Laïcité postchrétienne contre laïcité libérale
Un regard plus attentif sur les rapports de force qui traversent ce soutien massif à la laïcité révèle une situation d'équilibre (cf. encadré : II- Premières fissures : "chacun sa laïcité"). S'ils peuvent apparaître ça et là, les clivages de types générationnel, socioprofessionnel ou géographique ne sont pas les plus déterminants. Ils s'enracinent plutôt dans l'opposition de deux modèles politiques, opposition qui est structurante de la laïcité française comme de la vie politique française.
Selon le premier modèle, la religion est extérieure au projet politique mais s'y intègre à proportion de son utilité sociale ; selon le second modèle, le projet politique pourvoit lui-même à ses besoins en valeurs, il est à lui-même son fondement transcendant et se présente par conséquent comme concurrent des projets religieux. Plus concrètement, il peut se définir comme une sécularisation postchrétienne, historiquement thématisée à gauche, et obsédée par le rapport au religieux parce qu'elle est elle-même de nature religieuse. La laïcité est alors la religion de la politique moderne, religion habillée en principe de neutralité et de tolérance , mais qui révèle très vite sa partialité et son intolérance comme le montre son attitude à l'égard des racines chrétiennes de la France ou des vertus civilisatrices des religions .
Face à cette sécularisation postchrétienne qui se pense comme reprenant et dépassant définitivement le message chrétien, la première conception tend plutôt à produire une sécularisation libérale. La laïcité n'y revêt pas la même importance, elle se définit principalement comme un principe de gestion du pluralisme religieux devant permettre aux diverses religions de s'exprimer. Elle s'intéresse peu aux religions sinon comme des horizons de sens utiles au lien social.
Un succès paradoxal ?
Le compromis entre sécularisation postchrétienne et sécularisation libérale est-il cohérent ? Quel est le contenu objectif de l'idée de laïcité si massivement approuvée qui en résulte ? Abordant ce second niveau de lecture de notre sondage, on ne peut manquer de s'étonner des principes républicains retenus par les sondeurs de l'Ifop puisque aucun d'eux ne date des origines de la République. Il est vrai que l'unité et l'indivisibilité de la Nation française ou la séparation des pouvoirs n'auraient peut-être pas été perçues par les sondés comme aussi concrètes que le suffrage universel, la laïcité ou la liberté d'association. Ce constat attire notre attention sur la réalité que mesure notre sondage : non pas l'attachement à un fondement politique objectif, juridiquement établi, de notre société, mais le degré d'adhésion à un concept subjectivement perçu au travers du débat public.
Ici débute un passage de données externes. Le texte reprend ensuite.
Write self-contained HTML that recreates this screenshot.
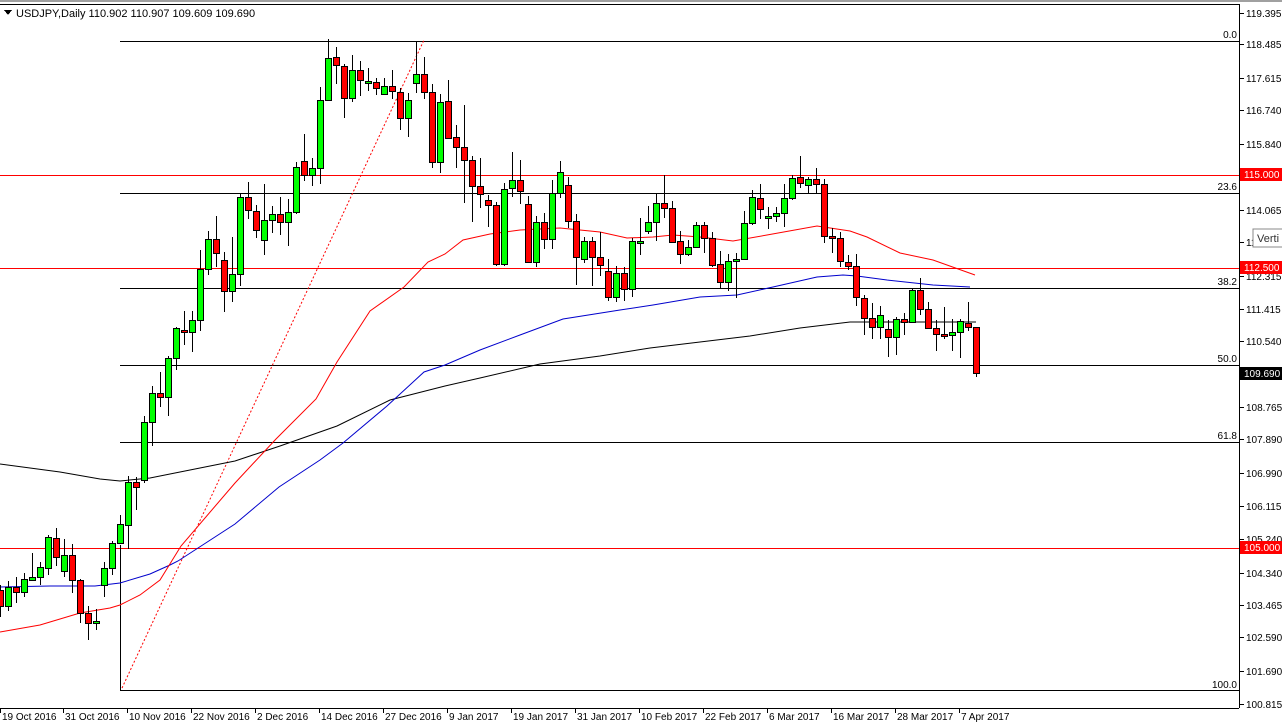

Or justement, vue sous cet angle, l'importance accordée à la laïcité par les Français est étonnante : la religiosité française est à un plus bas historique mais la laïcité se porte, elle, très bien. Compte tenu du niveau de l'indifférence religieuse dans notre pays par rapport à l'importance du milieu associatif, la liberté d'association aurait dû devancer la laïcité. C'est loin d'être le cas. Contradiction ? Pas si l'on se rappelle le clivage mis en évidence précédemment. Car tant la sécularisation postchrétienne que la sécularisation libérale ont besoin de la religion pour s'affirmer et, à défaut de religion réelle, au moins de son spectre. La première y trouve la justification de sa posture progressiste, la seconde le lieu exemplaire pour mettre en œuvre la gestion du pluralisme.
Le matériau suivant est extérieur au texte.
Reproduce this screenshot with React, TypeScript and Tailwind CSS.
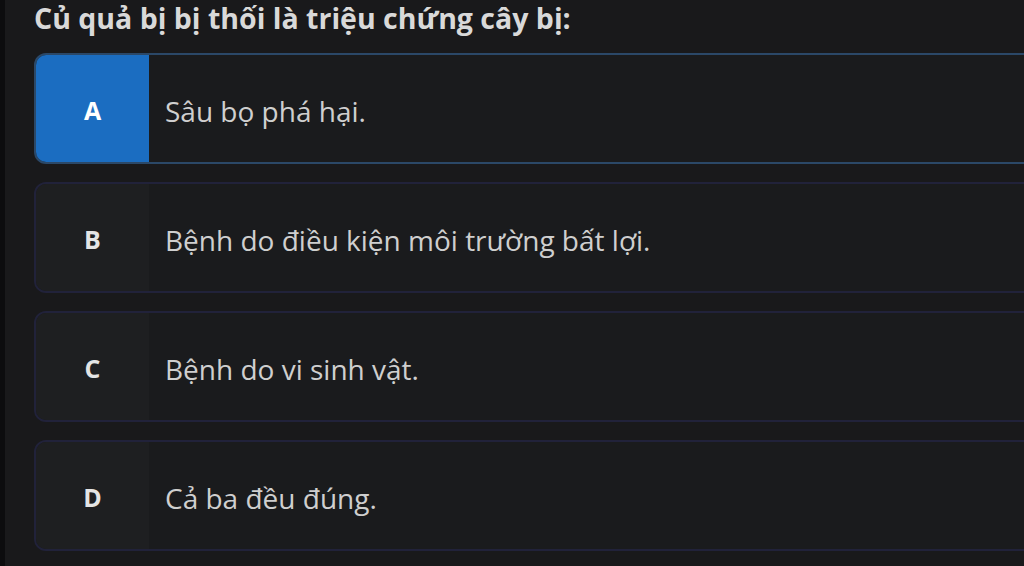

Mais une troisième raison doit être avancée : dans le sondage Ifop, la catégorie la plus représentative de l'ensemble des sondés, celle qui tombe toujours dans la moyenne, est la catégorie des catholiques non pratiquants. C'est elle qui, si l'on peut dire, donne le ton de la laïcité : elle est encore suffisamment proche de la tradition catholique pour accorder à la religion une importance ; dans le même temps, elle s'est suffisamment détachée de cette tradition pour demander à la laïcité de valider ce choix individuel.
Les contradictions du contenu
La confluence de ces trois sources d'inspiration dans la conception subjectivement perçue de la laïcité conduit à une réelle contradiction dans le message, bien reflétée par les phrases courantes soumises aux sondés : dans le même temps les religions sont jugées source de tension mais aussi comme des atouts pour la société ; on apprécie les valeurs sociales qu'elles transmettent mais on estime pourtant qu'elles sont purement du domaine de l'opinion privée ; on définit la laïcité comme une tolérance mais on refuse aux personnalités religieuses le droit de s'exprimer publiquement.
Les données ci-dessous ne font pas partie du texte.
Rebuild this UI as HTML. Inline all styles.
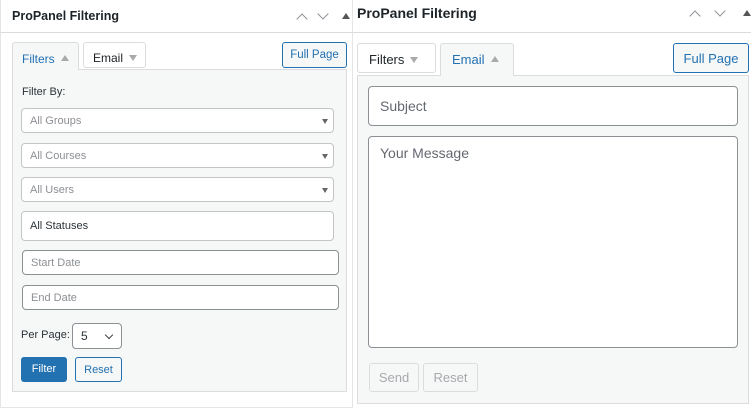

En matière de laïcité, les Français approuvent donc tout et son contraire. Ils approuvent massivement tout et son contraire. Tout simplement parce qu'entre la laïcité-religion du sécularisme postchrétien, la laïcité-pluralisme du sécularisme libéral, et la laïcité-qui-justifie-de-ne-plus-pratiquer-sa-religion des catholiques de tradition, tout le monde à de bonnes raisons d'aimer la laïcité. Pourtant, aucune de ces définitions ne concorde avec ce qui était l'objet premier de la laïcité, à savoir définir un cadre de relation entre le champ religieux et le champ politique. Aucune d'entre elles en effet n'organise un dialogue. La laïcité française est devenue ce qui était peut-être son destin depuis sa dernière cristallisation, il y a un siècle : un colossal monologue qui sonne creux.
*Le Fr. Emmanuel Perrier op est dominicain de la province de Toulouse.
ANALYSELes Français, la laïcité et le rôle des religions
Sondage Ifop-La Croix, mars 2008
I- La laïcité plébiscitée
1. Placée en concurrence face à d'autres principes dits républicains par l'Ifop, la laïcité se place juste derrière le suffrage universel, respectivement à 30 % et 41 %, loin devant les différentes libertés d'association, à 12 % et moins. Notre tradition non-libérale et étatiste en ressort confirmée : nous nous définissons collectivement moins par les libertés individuelles que par une sorte de formalisme démocratique. Lorsque plusieurs réponses sont permises, le suffrage universel est cité dans 71 % des réponses, la laïcité dans 58 %. Au contraire, aucune des différentes libertés d'association ne dépasse les 25 %.
2. L'attachement à la loi de 1905 et à son intangibilité recueille 71 % d'opinions favorables. Quelle que soit la connaissance de son contenu par les sondés, dont d'autres études d'opinion ont montré qu'elle était très floue, ce qui importe ici est la valeur symbolique qui lui est attachée : elle incarne un mode de rapport entre politique et religieux qui satisfait près des trois-quarts de la population. A ce niveau de popularité, la loi de 1905 appartient au domaine des fondements politiques de notre société.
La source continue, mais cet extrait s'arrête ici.